** START COLLECTED MATERIAL **

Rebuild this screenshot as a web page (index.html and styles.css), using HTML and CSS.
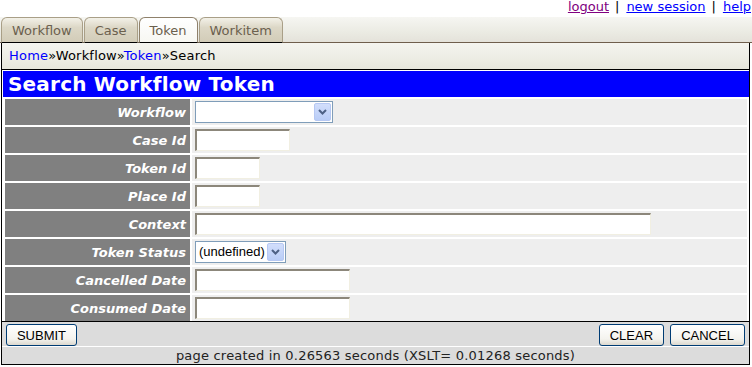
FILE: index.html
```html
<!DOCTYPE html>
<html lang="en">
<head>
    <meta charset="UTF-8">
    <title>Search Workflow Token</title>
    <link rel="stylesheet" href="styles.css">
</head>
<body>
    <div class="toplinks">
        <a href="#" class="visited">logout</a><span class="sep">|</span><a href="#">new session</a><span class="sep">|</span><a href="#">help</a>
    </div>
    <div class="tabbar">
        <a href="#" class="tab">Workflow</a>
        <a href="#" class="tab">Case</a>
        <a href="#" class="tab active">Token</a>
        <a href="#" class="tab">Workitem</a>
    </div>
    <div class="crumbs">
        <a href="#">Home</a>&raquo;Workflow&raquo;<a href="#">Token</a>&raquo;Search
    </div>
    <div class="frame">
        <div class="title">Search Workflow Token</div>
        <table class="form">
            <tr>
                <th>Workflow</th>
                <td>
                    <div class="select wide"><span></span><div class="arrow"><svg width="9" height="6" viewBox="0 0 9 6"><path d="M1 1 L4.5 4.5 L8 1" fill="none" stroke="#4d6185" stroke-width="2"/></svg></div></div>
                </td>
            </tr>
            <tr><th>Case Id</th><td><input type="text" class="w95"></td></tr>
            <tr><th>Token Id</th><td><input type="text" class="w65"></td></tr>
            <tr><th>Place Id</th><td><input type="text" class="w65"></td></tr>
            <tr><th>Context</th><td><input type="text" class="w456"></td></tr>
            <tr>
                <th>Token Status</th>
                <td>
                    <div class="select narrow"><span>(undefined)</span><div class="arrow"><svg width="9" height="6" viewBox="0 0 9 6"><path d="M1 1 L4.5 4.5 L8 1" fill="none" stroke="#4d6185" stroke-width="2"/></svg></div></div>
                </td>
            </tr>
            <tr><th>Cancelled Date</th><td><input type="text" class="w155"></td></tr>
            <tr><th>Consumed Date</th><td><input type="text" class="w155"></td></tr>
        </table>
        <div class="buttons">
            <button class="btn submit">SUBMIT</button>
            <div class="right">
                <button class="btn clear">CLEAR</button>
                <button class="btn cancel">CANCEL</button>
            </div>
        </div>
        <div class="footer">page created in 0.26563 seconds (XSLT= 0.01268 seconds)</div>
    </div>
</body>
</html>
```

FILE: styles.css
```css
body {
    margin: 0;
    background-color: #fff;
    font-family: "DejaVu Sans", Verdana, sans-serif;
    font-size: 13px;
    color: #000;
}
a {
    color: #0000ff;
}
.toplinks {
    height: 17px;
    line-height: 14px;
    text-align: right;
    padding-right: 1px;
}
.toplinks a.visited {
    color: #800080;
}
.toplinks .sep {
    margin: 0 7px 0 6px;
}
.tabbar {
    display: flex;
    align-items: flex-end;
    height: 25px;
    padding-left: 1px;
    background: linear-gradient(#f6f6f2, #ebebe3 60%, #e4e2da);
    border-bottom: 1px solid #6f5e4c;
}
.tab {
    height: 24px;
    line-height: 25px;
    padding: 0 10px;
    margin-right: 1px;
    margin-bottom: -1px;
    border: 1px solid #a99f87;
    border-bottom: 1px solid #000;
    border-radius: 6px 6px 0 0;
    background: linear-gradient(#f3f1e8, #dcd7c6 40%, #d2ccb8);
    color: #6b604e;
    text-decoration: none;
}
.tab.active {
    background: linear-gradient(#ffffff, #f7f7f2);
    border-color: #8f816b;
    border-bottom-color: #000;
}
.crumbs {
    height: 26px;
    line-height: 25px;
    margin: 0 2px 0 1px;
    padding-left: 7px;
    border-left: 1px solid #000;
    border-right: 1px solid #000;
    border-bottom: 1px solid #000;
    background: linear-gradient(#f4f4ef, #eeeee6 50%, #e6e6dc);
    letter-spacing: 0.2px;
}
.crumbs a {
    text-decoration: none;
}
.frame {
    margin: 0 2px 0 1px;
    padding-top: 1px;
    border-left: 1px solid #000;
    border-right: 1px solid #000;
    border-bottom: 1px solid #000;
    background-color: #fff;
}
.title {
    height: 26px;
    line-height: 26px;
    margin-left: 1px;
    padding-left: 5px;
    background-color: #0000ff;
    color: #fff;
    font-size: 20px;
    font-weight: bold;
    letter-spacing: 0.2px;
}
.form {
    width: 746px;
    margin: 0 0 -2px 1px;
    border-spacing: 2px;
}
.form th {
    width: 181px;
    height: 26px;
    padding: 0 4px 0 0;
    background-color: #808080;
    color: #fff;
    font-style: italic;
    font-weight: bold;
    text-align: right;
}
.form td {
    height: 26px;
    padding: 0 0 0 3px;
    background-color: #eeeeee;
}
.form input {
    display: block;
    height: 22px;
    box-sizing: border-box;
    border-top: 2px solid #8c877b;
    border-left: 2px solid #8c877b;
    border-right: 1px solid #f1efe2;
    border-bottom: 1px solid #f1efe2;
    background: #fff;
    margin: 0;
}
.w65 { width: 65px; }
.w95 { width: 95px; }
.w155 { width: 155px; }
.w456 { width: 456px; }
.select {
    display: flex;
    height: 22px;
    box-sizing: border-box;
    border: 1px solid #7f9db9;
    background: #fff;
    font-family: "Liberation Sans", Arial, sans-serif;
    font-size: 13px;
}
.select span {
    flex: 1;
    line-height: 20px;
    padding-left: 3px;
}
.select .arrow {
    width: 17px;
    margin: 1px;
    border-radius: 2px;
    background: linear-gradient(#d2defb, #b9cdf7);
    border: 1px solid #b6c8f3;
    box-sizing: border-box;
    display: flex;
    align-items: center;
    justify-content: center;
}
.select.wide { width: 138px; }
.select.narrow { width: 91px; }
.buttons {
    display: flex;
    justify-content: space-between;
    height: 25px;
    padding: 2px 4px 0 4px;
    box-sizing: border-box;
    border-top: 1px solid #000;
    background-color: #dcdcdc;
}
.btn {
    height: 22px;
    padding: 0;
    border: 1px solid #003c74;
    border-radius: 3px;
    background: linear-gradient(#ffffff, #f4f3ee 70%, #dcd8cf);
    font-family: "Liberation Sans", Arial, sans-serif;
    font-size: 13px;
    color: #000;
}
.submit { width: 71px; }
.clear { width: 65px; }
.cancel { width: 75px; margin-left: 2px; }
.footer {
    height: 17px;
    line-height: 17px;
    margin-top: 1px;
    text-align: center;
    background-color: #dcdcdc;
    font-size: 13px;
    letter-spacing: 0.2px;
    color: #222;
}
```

** END COLLECTED MATERIAL **

TO DO:
Repeat the material above in full and unchanged, minus its images.

EXERCISE RESPONSE:
Rebuild this screenshot as a web page (index.html and styles.css), using HTML and CSS.
FILE: index.html
```html
<!DOCTYPE html>
<html lang="en">
<head>
    <meta charset="UTF-8">
    <title>Search Workflow Token</title>
    <link rel="stylesheet" href="styles.css">
</head>
<body>
    <div class="toplinks">
        <a href="#" class="visited">logout</a><span class="sep">|</span><a href="#">new session</a><span class="sep">|</span><a href="#">help</a>
    </div>
    <div class="tabbar">
        <a href="#" class="tab">Workflow</a>
        <a href="#" class="tab">Case</a>
        <a href="#" class="tab active">Token</a>
        <a href="#" class="tab">Workitem</a>
    </div>
    <div class="crumbs">
        <a href="#">Home</a>&raquo;Workflow&raquo;<a href="#">Token</a>&raquo;Search
    </div>
    <div class="frame">
        <div class="title">Search Workflow Token</div>
        <table class="form">
            <tr>
                <th>Workflow</th>
                <td>
                    <div class="select wide"><span></span><div class="arrow"><svg width="9" height="6" viewBox="0 0 9 6"><path d="M1 1 L4.5 4.5 L8 1" fill="none" stroke="#4d6185" stroke-width="2"/></svg></div></div>
                </td>
            </tr>
            <tr><th>Case Id</th><td><input type="text" class="w95"></td></tr>
            <tr><th>Token Id</th><td><input type="text" class="w65"></td></tr>
            <tr><th>Place Id</th><td><input type="text" class="w65"></td></tr>
            <tr><th>Context</th><td><input type="text" class="w456"></td></tr>
            <tr>
                <th>Token Status</th>
                <td>
                    <div class="select narrow"><span>(undefined)</span><div class="arrow"><svg width="9" height="6" viewBox="0 0 9 6"><path d="M1 1 L4.5 4.5 L8 1" fill="none" stroke="#4d6185" stroke-width="2"/></svg></div></div>
                </td>
            </tr>
            <tr><th>Cancelled Date</th><td><input type="text" class="w155"></td></tr>
            <tr><th>Consumed Date</th><td><input type="text" class="w155"></td></tr>
        </table>
        <div class="buttons">
            <button class="btn submit">SUBMIT</button>
            <div class="right">
                <button class="btn clear">CLEAR</button>
                <button class="btn cancel">CANCEL</button>
            </div>
        </div>
        <div class="footer">page created in 0.26563 seconds (XSLT= 0.01268 seconds)</div>
    </div>
</body>
</html>
```

FILE: styles.css
```css
body {
    margin: 0;
    background-color: #fff;
    font-family: "DejaVu Sans", Verdana, sans-serif;
    font-size: 13px;
    color: #000;
}
a {
    color: #0000ff;
}
.toplinks {
    height: 17px;
    line-height: 14px;
    text-align: right;
    padding-right: 1px;
}
.toplinks a.visited {
    color: #800080;
}
.toplinks .sep {
    margin: 0 7px 0 6px;
}
.tabbar {
    display: flex;
    align-items: flex-end;
    height: 25px;
    padding-left: 1px;
    background: linear-gradient(#f6f6f2, #ebebe3 60%, #e4e2da);
    border-bottom: 1px solid #6f5e4c;
}
.tab {
    height: 24px;
    line-height: 25px;
    padding: 0 10px;
    margin-right: 1px;
    margin-bottom: -1px;
    border: 1px solid #a99f87;
    border-bottom: 1px solid #000;
    border-radius: 6px 6px 0 0;
    background: linear-gradient(#f3f1e8, #dcd7c6 40%, #d2ccb8);
    color: #6b604e;
    text-decoration: none;
}
.tab.active {
    background: linear-gradient(#ffffff, #f7f7f2);
    border-color: #8f816b;
    border-bottom-color: #000;
}
.crumbs {
    height: 26px;
    line-height: 25px;
    margin: 0 2px 0 1px;
    padding-left: 7px;
    border-left: 1px solid #000;
    border-right: 1px solid #000;
    border-bottom: 1px solid #000;
    background: linear-gradient(#f4f4ef, #eeeee6 50%, #e6e6dc);
    letter-spacing: 0.2px;
}
.crumbs a {
    text-decoration: none;
}
.frame {
    margin: 0 2px 0 1px;
    padding-top: 1px;
    border-left: 1px solid #000;
    border-right: 1px solid #000;
    border-bottom: 1px solid #000;
    background-color: #fff;
}
.title {
    height: 26px;
    line-height: 26px;
    margin-left: 1px;
    padding-left: 5px;
    background-color: #0000ff;
    color: #fff;
    font-size: 20px;
    font-weight: bold;
    letter-spacing: 0.2px;
}
.form {
    width: 746px;
    margin: 0 0 -2px 1px;
    border-spacing: 2px;
}
.form th {
    width: 181px;
    height: 26px;
    padding: 0 4px 0 0;
    background-color: #808080;
    color: #fff;
    font-style: italic;
    font-weight: bold;
    text-align: right;
}
.form td {
    height: 26px;
    padding: 0 0 0 3px;
    background-color: #eeeeee;
}
.form input {
    display: block;
    height: 22px;
    box-sizing: border-box;
    border-top: 2px solid #8c877b;
    border-left: 2px solid #8c877b;
    border-right: 1px solid #f1efe2;
    border-bottom: 1px solid #f1efe2;
    background: #fff;
    margin: 0;
}
.w65 { width: 65px; }
.w95 { width: 95px; }
.w155 { width: 155px; }
.w456 { width: 456px; }
.select {
    display: flex;
    height: 22px;
    box-sizing: border-box;
    border: 1px solid #7f9db9;
    background: #fff;
    font-family: "Liberation Sans", Arial, sans-serif;
    font-size: 13px;
}
.select span {
    flex: 1;
    line-height: 20px;
    padding-left: 3px;
}
.select .arrow {
    width: 17px;
    margin: 1px;
    border-radius: 2px;
    background: linear-gradient(#d2defb, #b9cdf7);
    border: 1px solid #b6c8f3;
    box-sizing: border-box;
    display: flex;
    align-items: center;
    justify-content: center;
}
.select.wide { width: 138px; }
.select.narrow { width: 91px; }
.buttons {
    display: flex;
    justify-content: space-between;
    height: 25px;
    padding: 2px 4px 0 4px;
    box-sizing: border-box;
    border-top: 1px solid #000;
    background-color: #dcdcdc;
}
.btn {
    height: 22px;
    padding: 0;
    border: 1px solid #003c74;
    border-radius: 3px;
    background: linear-gradient(#ffffff, #f4f3ee 70%, #dcd8cf);
    font-family: "Liberation Sans", Arial, sans-serif;
    font-size: 13px;
    color: #000;
}
.submit { width: 71px; }
.clear { width: 65px; }
.cancel { width: 75px; margin-left: 2px; }
.footer {
    height: 17px;
    line-height: 17px;
    margin-top: 1px;
    text-align: center;
    background-color: #dcdcdc;
    font-size: 13px;
    letter-spacing: 0.2px;
    color: #222;
}
```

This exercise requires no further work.